Court Battles

Senate Democrats blast Supreme Court on one-year anniversary of Barrett’s confirmation

A year after Justice Amy Coney Barrett was nominated by then-President Trump and confirmed to the Supreme Court, a group of Senate Democrats issued a report blasting the new 6-3 conservative majority’s efforts to “reshape American law” to further partisan interests.

Senate Majority Leader Charles Schumer (D-N.Y.), Sen. Sheldon Whitehouse (D-R.I.) and Sen. Debbie Stabenow (D-Mich.) released a report on Tuesday on Tuesday, the one-year anniversary of Barrett’s confirmation vote, summing up the conservative victories the new majority has achieved and warning of an assault on constitutional rights.

The report is the latest in a series of assessments from the Democrats on the conservatives’ foothold in the federal judiciary, attributing their success to an influential right-wing legal network led by groups like the Federalist Society, whose membership ranks provided many of Trump’s judicial appointees.

“Amy Coney Barrett’s confirmation was just the latest success for these dark-money actors, and all signs point toward the Court continuing its assault on our Constitution and the American people going forward,” reads the report, a copy of which was provided to The Hill before its publication.

The senators reviewed some of the court’s major rulings from the 2020 term, the first in which conservatives held their current 6-3 majority, highlighting cases in which the court sided with business groups over labor unions, struck down voting measures intended to increase ballot access amid a pandemic and upheld immigration restrictions.

The report also criticizes the conservative majority’s handling of the controversial Texas “heartbeat” law known as S.B. 8, which prohibits abortions after a fetal heartbeat is detected, typically around six weeks of pregnancy, before many women realize they are pregnant.

Last month, the court in a 5-4 ruling allowed the law to go into effect, forcing many of the state’s abortion clinics to shutter their doors. The ruling ignited intense criticism from Democrats and reproductive rights activists who said it was contrary to the court’s landmark rulings in Roe v. Wade and Planned Parenthood v. Casey, which affirmed a woman’s constitutional right to an abortion.

The court will hear another challenge to the law from the Biden administration on Nov. 1, and in December it will hear a case involving another restrictive abortion law in Mississippi.

In both lawsuits, the states are asking the court to overturn Roe and Casey, a scenario that Democrats warned was the ultimate goal of the conservative legal movement’s aggressive judicial confirmation efforts under Trump.

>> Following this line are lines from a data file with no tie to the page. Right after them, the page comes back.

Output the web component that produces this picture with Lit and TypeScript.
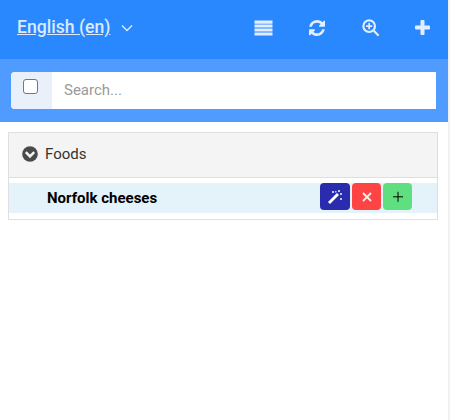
import { LitElement, html, css } from "lit";
import { customElement } from "lit/decorators.js";

@customElement("app-root")
export class AppRoot extends LitElement {
  static styles = css`
    :host { display: flex; width: 450px; height: 420px; font-family: Roboto, "Liberation Sans", sans-serif; background: #fff; }
    * { box-sizing: border-box; }
    .main { width: 448px; height: 420px; flex: none; }
    .strip { width: 2px; height: 420px; flex: none; background: #f1f1f1; }
    .top { height: 59px; background: #2a88ff; display: flex; align-items: center; padding: 0 18px 4px 17px; }
    .lang { color: #dbeaff; font-size: 17.6px; font-weight: 500; text-decoration: underline; line-height: 21px; width: 93px; white-space: nowrap; }
    .caret { margin-left: 11px; width: 12px; height: 8px; display: block; }
    .icons { margin-left: auto; display: flex; align-items: center; }
    .icons svg { display: block; fill: #e2eeff; }
    .i1 { width: 19px; height: 16px; margin-right: 36px; }
    .i2 { width: 16px; height: 16px; margin-right: 37px; }
    .i3 { width: 17px; height: 17px; margin-right: 36px; }
    .i4 { width: 15px; height: 15px; }
    .search { height: 63px; background: #4f9bff; padding: 13px 12px 13px 11px; }
    .group { height: 37px; display: flex; background: #fff; border-radius: 4px 0 0 4px; overflow: hidden; }
    .addon { width: 41px; background: #e9f0fa; padding: 7px 0 0 12px; }
    .box { display: block; width: 15px; height: 15px; border: 1.5px solid #767676; border-radius: 3px; background: #fff; }
    .ph { padding-left: 12px; font-size: 15px; line-height: 37px; color: #9a9a9a; }
    .panel { margin: 10px 10px 0 8px; height: 88px; border: 1px solid #dfdfe3; }
    .head { height: 45px; background: #f4f4f4; border-bottom: 1px solid #dfdfe3; display: flex; align-items: center; padding: 0 0 2px 13px; gap: 7px; font-size: 15px; color: #333; }
    .head svg { width: 16px; height: 16px; display: block; }
    .row { margin-top: 5px; height: 30px; background: #e4f2f9; display: flex; padding-left: 38px; }
    .name { font-size: 15px; font-weight: 700; color: #000; line-height: 30px; }
    .btns { margin-left: auto; margin-right: 25px; display: flex; gap: 2px; height: 27px; }
    .btn { width: 29px; height: 27px; border-radius: 4px; display: flex; align-items: center; justify-content: center; }
    .wand { width: 30px; background: #2b2bae; }
    .del { background: #ff4444; }
    .add { background: #5fdf7f; }
    .btn svg { display: block; width: 14px; height: 14px; }
  `;

  render() {
    return html`
      <div class="main">
      <div class="top">
        <span class="lang">English (en)</span>
        <svg class="caret" viewBox="0 0 12 8"><path d="M1 1.500 6 6.500l5-5" fill="none" stroke="#dbeaff" stroke-width="1.500"/></svg>
        <div class="icons">
          <svg class="i1" viewBox="0 0 19 16"><path d="M0.500 0.500h18v3.200H0.500zM0.500 4.600h18v3H0.500zM0.500 8.500h18v3H0.500zM0.500 12.400h18v3.200H0.500z"/></svg>
          <svg class="i2" viewBox="0 0 1536 1536"><path d="M1511 928q0 5-1 7-64 268-268 434.500T764 1536q-146 0-282.500-55T238 1324l-129 129q-19 19-45 19t-45-19-19-45V960q0-26 19-45t45-19h448q26 0 45 19t19 45-19 45L420 1142q71 66 161 102t187 36q134 0 250-65t186-179q11-17 53-117 8-23 30-23h192q13 0 22.500 9.500T1511 928zm25-800v448q0 26-19 45t-45 19h-448q-26 0-45-19t-19-45 19-45l138-138Q969 256 768 256q-134 0-250 65T332 500q-11 17-53 117-8 23-30 23H50q-13 0-22.500-9.500T18 608v-7q65-268 270-434.500T768 0q146 0 284 55.500T1297 212l130-129q19-19 45-19t45 19 19 45z"/></svg>
          <svg class="i3" viewBox="0 0 19 19"><circle cx="8" cy="8" r="6.500" fill="none" stroke="#e2eeff" stroke-width="2.400"/><path d="M4.500 7h2.500V4.500h2V7h2.500v2H9v2.500H7V9H4.500z"/><path d="m12.300 14 1.700-1.700 4.700 4.700a1 1 0 0 1-1.700 1.700z"/></svg>
          <svg class="i4" viewBox="0 0 15 15"><path d="M5.500 1a1 1 0 0 1 1-1h2a1 1 0 0 1 1 1v4.500H14a1 1 0 0 1 1 1v2a1 1 0 0 1-1 1H9.500V14a1 1 0 0 1-1 1h-2a1 1 0 0 1-1-1V9.500H1a1 1 0 0 1-1-1v-2a1 1 0 0 1 1-1h4.500z"/></svg>
        </div>
      </div>
      <div class="search">
        <div class="group">
          <div class="addon"><span class="box"></span></div>
          <div class="ph">Search...</div>
        </div>
      </div>
      <div class="panel">
        <div class="head">
          <svg viewBox="0 0 16 16"><circle cx="8" cy="8" r="7.800" fill="#4a4a4a"/><path d="M3.800 6.200 8 10.400l4.200-4.200" fill="none" stroke="#f4f4f4" stroke-width="2.600"/></svg>
          <span>Foods</span>
        </div>
        <div class="row">
          <span class="name">Norfolk cheeses</span>
          <div class="btns">
            <div class="btn wand"><svg viewBox="0 0 14 14"><path d="M0 12 9 3l2 2-9 9z" fill="#fff"/><path d="M4 1h2v2H4zM10 0h2v2h-2zM12 3h2v2h-2zM12 8h2v2h-2zM7 1h1.500v1.500H7z" fill="#a8d0ff"/></svg></div>
            <div class="btn del"><svg viewBox="0 0 14 14"><path d="M3 3l8 8M11 3l-8 8" stroke="#ffecec" stroke-width="1.800" fill="none"/></svg></div>
            <div class="btn add"><svg viewBox="0 0 14 14"><path d="M7 1.800v10M2 6.800h10" stroke="#000" stroke-width="1" fill="none"/></svg></div>
          </div>
        </div>
      </div>
      </div>
      <div class="strip"></div>
    `;
  }
}
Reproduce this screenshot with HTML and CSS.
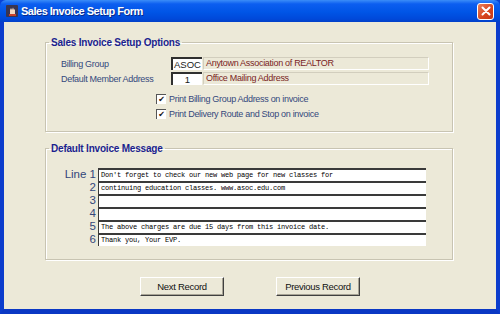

“The Court’s handling of S.B. 8 is just the latest example of a partisan Supreme Court stopping at nothing to impose its radical agenda on the American people,” the Democrats’ report released on Tuesday reads.

The three Democrats stopped short of endorsing the growing calls on the left to structurally reform the Supreme Court through court packing or term limits in order to nullify the threat from the emboldened majority.

Instead, they called on Congress to pass legislation that would codify rights endangered by the bench’s ideological balance, such as abortion and ballot access, and impose strict ethical requirements on the Supreme Court and the rest of the judiciary to expose and insulate the courts from big-money influence.

The senators also called on President Biden’s Supreme Court commission to explore how to address what they see as a partisan takeover of the bench and its effects on longstanding precedents, saying it “has not yet given these issues the attention they deserve.”

“Even if the Commission fails to live up to this challenge, Congress, President Biden, and the American people must not,” the report reads. “Court capture succeeded because we were not prepared for the scope and relentlessness of the dark-money machine. Consequently, its effects on our country and our values have been devastating. If we want to resist these special interests, the time for action must be now.

“Protecting our Constitution, our democracy, our people, and our environment from this assault will require clear-eyed thinking about the broad threat the dark-money machine and its Court pose, bold solutions for responding to this threat, and decisive actions to implement those solutions,” it continued. “We can rise to meet this obligation, but we cannot wait until irreparable damage is done.”